> _TASK TO COMPLETE_
Could the lines from the start of the data through the line with "const MINOR = MAJOR / 10;" be set down exactly, with no pictures among them?

===== DATASET RECORDS

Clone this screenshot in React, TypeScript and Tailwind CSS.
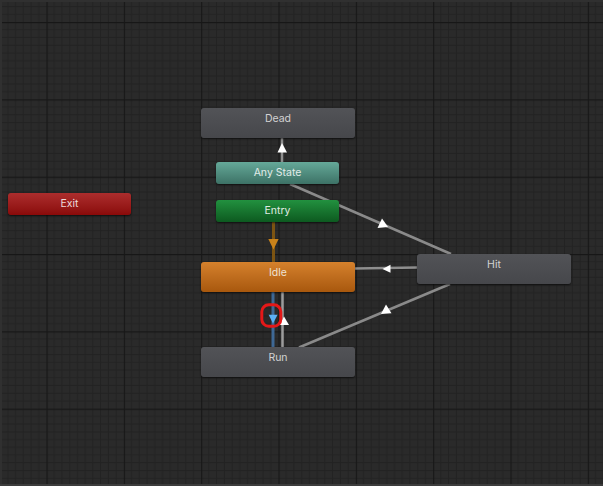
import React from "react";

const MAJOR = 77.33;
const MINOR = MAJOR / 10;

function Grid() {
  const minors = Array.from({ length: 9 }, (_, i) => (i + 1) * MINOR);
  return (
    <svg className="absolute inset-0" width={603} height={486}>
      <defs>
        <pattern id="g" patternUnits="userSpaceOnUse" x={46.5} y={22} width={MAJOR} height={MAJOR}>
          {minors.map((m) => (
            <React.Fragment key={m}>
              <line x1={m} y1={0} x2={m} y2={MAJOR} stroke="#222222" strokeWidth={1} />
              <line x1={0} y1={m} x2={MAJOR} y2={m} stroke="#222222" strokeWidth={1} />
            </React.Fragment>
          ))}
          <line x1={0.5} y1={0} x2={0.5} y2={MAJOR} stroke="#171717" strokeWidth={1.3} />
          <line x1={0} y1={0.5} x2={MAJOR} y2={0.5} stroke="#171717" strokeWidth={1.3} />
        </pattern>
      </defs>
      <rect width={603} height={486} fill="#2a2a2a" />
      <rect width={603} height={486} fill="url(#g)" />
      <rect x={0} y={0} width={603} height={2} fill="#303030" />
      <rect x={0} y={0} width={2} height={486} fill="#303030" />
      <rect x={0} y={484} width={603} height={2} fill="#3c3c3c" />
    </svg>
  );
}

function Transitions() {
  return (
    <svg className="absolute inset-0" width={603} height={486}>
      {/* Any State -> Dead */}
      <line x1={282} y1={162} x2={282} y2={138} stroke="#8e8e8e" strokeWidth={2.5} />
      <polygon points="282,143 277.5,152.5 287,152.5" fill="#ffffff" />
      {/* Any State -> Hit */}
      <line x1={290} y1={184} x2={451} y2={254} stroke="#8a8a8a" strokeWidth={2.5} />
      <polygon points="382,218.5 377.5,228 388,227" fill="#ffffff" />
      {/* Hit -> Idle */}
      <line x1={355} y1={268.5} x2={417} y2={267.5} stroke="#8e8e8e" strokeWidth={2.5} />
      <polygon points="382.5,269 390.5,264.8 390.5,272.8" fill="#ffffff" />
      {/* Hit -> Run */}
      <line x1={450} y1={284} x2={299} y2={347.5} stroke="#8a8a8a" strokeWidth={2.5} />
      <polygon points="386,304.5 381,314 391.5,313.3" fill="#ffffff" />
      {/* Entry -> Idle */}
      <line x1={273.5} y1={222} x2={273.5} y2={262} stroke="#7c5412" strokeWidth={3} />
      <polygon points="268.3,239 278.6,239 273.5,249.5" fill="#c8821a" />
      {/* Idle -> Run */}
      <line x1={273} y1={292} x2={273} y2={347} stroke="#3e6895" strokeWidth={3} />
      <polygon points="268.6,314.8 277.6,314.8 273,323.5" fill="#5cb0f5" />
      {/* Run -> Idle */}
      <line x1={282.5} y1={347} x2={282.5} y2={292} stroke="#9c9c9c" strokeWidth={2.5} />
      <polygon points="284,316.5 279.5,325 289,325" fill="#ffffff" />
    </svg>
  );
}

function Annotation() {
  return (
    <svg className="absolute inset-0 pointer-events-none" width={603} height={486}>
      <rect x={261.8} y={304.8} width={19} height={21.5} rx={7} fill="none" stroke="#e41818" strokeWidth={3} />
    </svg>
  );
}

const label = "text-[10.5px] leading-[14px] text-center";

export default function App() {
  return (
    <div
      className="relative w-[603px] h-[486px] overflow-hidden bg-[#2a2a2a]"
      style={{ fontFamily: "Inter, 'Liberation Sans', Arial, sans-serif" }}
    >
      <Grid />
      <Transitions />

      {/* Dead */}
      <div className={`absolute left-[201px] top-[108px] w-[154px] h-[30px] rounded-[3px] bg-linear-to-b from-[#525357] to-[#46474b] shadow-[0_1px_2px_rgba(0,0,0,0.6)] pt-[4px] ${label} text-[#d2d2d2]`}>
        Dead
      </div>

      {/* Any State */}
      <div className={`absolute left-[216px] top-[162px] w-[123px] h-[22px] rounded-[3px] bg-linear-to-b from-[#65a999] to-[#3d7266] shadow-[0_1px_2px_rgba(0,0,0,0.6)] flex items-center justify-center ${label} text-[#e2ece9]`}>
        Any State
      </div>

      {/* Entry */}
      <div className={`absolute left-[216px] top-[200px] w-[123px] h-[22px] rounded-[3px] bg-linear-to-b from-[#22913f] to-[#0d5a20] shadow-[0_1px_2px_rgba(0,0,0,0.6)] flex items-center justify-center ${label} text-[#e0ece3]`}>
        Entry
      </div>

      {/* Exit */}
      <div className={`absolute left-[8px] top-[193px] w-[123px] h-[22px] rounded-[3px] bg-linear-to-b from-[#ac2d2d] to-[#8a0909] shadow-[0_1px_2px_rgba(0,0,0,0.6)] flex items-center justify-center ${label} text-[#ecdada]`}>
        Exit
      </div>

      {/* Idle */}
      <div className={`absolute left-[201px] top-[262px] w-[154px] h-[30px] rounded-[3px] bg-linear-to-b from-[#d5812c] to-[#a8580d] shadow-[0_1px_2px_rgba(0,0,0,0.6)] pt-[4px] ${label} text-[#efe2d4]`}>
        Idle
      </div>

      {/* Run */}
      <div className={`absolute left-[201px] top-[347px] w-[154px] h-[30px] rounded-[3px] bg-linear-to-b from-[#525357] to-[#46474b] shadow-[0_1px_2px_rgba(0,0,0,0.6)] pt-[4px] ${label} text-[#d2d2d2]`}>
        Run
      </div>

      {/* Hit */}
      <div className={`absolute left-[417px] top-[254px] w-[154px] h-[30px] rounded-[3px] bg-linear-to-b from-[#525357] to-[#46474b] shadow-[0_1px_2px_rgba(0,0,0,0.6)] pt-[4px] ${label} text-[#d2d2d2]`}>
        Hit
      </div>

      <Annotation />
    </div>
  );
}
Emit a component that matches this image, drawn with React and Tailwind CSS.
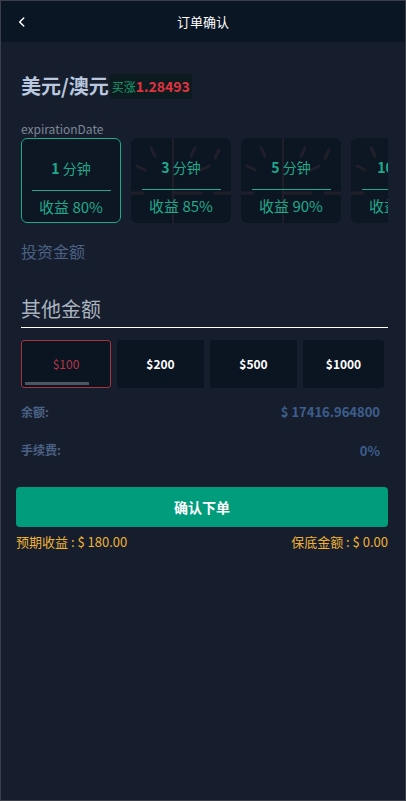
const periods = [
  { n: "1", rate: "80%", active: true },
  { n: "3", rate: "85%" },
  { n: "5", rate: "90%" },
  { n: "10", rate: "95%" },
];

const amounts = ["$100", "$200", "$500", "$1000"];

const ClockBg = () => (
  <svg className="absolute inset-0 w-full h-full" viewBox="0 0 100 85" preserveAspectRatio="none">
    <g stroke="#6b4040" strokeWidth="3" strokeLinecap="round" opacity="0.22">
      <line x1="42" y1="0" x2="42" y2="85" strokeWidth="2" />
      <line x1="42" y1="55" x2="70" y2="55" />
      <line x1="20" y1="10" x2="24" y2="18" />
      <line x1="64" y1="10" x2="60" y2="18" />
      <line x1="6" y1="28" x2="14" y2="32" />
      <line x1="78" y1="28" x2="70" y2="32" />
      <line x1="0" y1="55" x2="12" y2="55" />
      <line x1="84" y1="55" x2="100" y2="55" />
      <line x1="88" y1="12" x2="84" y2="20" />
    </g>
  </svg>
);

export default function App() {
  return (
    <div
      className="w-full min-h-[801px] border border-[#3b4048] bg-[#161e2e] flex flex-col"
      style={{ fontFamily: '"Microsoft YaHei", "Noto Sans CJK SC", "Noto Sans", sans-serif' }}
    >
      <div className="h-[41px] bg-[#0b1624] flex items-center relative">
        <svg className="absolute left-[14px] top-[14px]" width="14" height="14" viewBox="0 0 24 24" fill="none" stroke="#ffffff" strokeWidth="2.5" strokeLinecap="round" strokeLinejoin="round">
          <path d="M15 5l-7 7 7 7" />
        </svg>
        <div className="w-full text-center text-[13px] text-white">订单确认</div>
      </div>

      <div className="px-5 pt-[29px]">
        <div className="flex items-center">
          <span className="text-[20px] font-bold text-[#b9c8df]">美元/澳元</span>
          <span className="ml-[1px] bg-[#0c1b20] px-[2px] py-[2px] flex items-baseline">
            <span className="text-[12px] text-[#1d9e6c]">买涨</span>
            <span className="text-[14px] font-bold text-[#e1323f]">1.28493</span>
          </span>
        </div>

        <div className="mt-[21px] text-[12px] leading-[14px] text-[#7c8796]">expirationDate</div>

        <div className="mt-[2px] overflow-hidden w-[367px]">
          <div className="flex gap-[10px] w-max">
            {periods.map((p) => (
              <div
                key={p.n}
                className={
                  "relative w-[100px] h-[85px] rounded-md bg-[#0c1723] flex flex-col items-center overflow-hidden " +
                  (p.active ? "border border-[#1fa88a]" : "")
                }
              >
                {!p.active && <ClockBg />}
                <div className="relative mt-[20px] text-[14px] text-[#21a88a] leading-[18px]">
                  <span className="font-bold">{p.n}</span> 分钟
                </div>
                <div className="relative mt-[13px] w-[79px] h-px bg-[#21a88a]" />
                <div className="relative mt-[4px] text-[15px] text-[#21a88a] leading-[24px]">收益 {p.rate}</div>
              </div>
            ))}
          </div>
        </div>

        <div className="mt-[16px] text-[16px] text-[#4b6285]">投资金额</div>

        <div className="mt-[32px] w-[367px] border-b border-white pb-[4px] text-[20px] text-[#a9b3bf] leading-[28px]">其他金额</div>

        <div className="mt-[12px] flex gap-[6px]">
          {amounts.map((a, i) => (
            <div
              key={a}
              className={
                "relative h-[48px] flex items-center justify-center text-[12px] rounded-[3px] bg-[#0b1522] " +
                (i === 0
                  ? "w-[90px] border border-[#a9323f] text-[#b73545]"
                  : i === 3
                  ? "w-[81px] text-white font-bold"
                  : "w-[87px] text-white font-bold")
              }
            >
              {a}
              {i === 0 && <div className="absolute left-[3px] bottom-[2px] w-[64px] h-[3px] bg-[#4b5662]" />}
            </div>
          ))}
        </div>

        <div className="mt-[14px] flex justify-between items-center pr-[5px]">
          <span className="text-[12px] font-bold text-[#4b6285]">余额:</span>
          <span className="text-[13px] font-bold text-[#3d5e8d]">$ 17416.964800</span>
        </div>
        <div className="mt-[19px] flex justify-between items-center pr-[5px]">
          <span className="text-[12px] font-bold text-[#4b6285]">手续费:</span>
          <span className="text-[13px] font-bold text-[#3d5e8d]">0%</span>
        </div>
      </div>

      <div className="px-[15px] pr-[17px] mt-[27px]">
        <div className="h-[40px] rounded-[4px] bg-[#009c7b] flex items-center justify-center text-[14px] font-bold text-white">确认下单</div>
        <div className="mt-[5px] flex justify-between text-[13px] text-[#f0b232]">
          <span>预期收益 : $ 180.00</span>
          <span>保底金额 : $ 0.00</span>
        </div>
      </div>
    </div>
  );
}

==========

> _SOLUTION TO THIS EXERCISE_
Clone this screenshot in React, TypeScript and Tailwind CSS.
import React from "react";

const MAJOR = 77.33;
const MINOR = MAJOR / 10;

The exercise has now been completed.